DIRECTIVE:
Nothing after the line with "string; x: number;" belongs in the copy; extract the lines below from the top through that line, pictures left out.

begin DATA SECTION

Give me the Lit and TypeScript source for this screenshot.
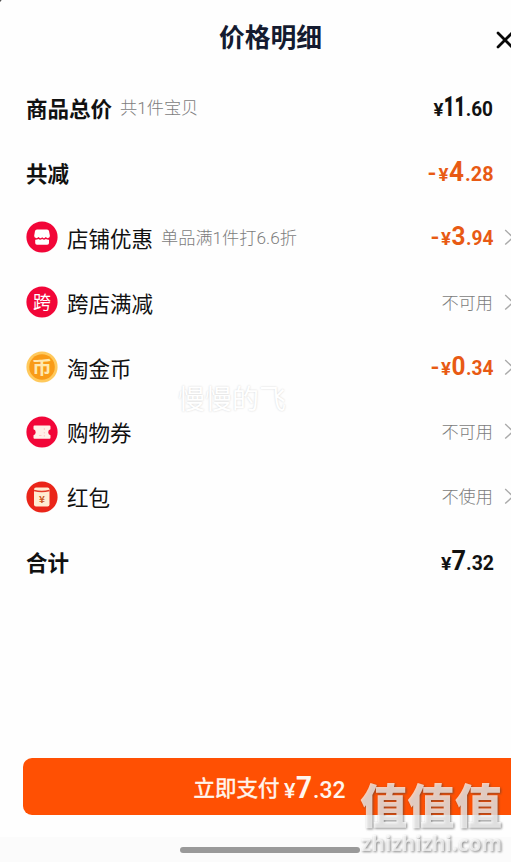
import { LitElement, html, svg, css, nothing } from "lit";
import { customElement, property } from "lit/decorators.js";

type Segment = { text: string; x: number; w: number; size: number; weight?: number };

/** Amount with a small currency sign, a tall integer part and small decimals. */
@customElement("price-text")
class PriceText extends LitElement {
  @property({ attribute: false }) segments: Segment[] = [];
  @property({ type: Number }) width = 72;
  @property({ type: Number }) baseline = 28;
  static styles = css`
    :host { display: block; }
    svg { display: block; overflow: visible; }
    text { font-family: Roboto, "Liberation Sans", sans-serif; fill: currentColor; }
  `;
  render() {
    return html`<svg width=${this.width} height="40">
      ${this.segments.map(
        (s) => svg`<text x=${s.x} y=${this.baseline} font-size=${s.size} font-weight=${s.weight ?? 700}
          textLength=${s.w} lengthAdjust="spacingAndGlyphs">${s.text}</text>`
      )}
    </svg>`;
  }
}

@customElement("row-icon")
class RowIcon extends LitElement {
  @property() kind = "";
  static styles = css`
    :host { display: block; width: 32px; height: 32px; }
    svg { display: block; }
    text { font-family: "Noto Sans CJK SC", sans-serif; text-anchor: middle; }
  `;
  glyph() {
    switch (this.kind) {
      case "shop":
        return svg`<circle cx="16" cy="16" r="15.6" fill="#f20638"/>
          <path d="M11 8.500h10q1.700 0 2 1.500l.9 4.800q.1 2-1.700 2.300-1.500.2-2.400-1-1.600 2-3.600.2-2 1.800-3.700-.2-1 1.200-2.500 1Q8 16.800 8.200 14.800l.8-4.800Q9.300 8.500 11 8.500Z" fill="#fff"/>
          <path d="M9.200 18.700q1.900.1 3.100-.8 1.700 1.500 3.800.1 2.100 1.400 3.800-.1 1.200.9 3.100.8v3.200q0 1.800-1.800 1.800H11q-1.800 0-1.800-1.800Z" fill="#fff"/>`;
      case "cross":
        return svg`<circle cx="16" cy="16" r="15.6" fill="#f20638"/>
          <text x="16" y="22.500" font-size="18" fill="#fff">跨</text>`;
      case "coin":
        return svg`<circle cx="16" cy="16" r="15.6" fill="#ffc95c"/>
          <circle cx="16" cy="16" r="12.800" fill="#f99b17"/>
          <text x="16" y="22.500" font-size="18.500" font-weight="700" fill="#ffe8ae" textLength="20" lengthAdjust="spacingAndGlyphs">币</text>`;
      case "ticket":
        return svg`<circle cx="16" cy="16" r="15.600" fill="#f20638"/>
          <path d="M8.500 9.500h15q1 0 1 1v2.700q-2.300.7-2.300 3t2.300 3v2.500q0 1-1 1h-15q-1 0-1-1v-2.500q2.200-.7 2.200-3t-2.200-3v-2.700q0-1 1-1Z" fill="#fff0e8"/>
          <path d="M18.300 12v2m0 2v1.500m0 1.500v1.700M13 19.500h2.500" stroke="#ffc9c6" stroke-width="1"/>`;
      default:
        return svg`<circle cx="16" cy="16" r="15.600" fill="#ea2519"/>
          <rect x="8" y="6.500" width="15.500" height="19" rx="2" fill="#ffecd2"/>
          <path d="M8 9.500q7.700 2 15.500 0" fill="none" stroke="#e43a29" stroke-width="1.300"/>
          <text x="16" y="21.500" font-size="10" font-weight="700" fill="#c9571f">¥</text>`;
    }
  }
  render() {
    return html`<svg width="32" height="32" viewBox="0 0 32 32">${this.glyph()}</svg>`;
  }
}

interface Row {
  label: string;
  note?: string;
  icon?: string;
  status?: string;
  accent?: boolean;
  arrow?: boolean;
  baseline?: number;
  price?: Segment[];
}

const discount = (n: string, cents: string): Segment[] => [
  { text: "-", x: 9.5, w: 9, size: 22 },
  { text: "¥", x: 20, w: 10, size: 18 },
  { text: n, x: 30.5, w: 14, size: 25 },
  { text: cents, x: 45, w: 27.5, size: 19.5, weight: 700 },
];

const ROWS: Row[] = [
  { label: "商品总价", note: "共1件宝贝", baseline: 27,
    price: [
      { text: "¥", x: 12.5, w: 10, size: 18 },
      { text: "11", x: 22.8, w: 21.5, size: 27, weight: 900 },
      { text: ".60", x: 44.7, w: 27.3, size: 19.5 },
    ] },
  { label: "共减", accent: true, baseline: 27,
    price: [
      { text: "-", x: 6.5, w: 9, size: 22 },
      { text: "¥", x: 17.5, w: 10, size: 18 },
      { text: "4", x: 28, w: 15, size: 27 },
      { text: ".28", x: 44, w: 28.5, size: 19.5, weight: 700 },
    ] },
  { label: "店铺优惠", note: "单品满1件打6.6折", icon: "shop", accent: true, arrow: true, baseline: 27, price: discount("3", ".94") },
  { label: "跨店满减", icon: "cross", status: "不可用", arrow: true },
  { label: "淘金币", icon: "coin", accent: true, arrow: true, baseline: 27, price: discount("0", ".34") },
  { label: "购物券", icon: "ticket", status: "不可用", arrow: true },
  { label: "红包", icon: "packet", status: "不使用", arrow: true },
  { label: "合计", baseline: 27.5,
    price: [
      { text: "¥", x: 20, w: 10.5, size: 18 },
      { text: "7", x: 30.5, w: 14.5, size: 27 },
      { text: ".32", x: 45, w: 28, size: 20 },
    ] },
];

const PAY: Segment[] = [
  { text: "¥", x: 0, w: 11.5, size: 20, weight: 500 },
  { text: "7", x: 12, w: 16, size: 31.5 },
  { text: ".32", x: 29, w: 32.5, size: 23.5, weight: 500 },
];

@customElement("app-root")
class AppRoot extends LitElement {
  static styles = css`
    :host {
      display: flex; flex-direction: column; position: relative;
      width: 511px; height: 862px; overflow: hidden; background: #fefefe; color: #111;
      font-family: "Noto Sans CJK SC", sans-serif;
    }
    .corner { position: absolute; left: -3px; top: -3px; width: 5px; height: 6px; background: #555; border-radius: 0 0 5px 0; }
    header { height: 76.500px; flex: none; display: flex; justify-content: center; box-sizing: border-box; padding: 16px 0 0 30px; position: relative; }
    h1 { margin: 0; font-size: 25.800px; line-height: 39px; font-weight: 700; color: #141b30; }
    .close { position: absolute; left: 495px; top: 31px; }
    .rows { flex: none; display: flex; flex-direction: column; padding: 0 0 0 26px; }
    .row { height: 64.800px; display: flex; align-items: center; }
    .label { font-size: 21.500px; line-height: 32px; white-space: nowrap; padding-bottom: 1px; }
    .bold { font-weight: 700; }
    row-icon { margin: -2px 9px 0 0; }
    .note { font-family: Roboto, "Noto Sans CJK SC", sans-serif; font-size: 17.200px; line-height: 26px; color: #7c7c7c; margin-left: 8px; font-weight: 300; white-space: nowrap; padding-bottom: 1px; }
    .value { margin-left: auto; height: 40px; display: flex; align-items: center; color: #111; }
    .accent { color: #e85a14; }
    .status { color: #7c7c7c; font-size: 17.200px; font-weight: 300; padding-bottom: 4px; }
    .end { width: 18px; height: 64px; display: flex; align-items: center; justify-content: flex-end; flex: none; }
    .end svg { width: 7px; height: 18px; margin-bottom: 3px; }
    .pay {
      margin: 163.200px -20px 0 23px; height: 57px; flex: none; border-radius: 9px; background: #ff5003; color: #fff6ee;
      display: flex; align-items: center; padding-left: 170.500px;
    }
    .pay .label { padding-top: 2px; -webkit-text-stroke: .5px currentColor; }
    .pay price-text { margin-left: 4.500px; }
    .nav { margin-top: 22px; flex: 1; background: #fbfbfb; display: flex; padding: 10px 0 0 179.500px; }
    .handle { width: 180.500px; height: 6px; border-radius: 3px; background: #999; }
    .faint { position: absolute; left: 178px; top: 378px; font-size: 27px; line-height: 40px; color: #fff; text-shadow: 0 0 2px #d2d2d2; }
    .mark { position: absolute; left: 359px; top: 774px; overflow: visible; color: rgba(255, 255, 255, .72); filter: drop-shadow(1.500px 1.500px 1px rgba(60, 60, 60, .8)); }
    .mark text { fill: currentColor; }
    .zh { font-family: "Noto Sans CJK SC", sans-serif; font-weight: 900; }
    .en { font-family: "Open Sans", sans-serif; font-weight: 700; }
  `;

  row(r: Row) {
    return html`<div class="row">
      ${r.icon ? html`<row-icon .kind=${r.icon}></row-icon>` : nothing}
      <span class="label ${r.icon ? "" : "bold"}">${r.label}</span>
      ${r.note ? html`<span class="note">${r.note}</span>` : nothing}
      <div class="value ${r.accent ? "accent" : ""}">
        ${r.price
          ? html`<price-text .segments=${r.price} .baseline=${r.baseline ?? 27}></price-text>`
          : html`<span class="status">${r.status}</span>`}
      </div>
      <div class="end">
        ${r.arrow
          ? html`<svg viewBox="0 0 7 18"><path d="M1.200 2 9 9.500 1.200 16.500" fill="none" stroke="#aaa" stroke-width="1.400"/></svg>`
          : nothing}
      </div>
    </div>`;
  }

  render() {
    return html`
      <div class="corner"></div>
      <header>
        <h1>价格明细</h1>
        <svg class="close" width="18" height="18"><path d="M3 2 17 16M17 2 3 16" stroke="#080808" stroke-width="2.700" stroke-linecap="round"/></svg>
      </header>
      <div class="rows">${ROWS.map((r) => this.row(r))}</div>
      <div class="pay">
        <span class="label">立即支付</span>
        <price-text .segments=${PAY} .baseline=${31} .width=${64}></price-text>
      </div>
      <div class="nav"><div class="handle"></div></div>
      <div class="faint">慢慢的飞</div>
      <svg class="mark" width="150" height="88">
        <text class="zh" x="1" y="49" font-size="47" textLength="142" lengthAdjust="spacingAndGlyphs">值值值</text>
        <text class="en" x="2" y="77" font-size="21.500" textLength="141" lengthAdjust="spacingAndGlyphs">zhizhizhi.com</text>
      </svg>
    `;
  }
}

end DATA SECTION

TASK RESULT:
Give me the Lit and TypeScript source for this screenshot.
import { LitElement, html, svg, css, nothing } from "lit";
import { customElement, property } from "lit/decorators.js";

type Segment = { text: string; x: number; w: number; size: number; weight?: number };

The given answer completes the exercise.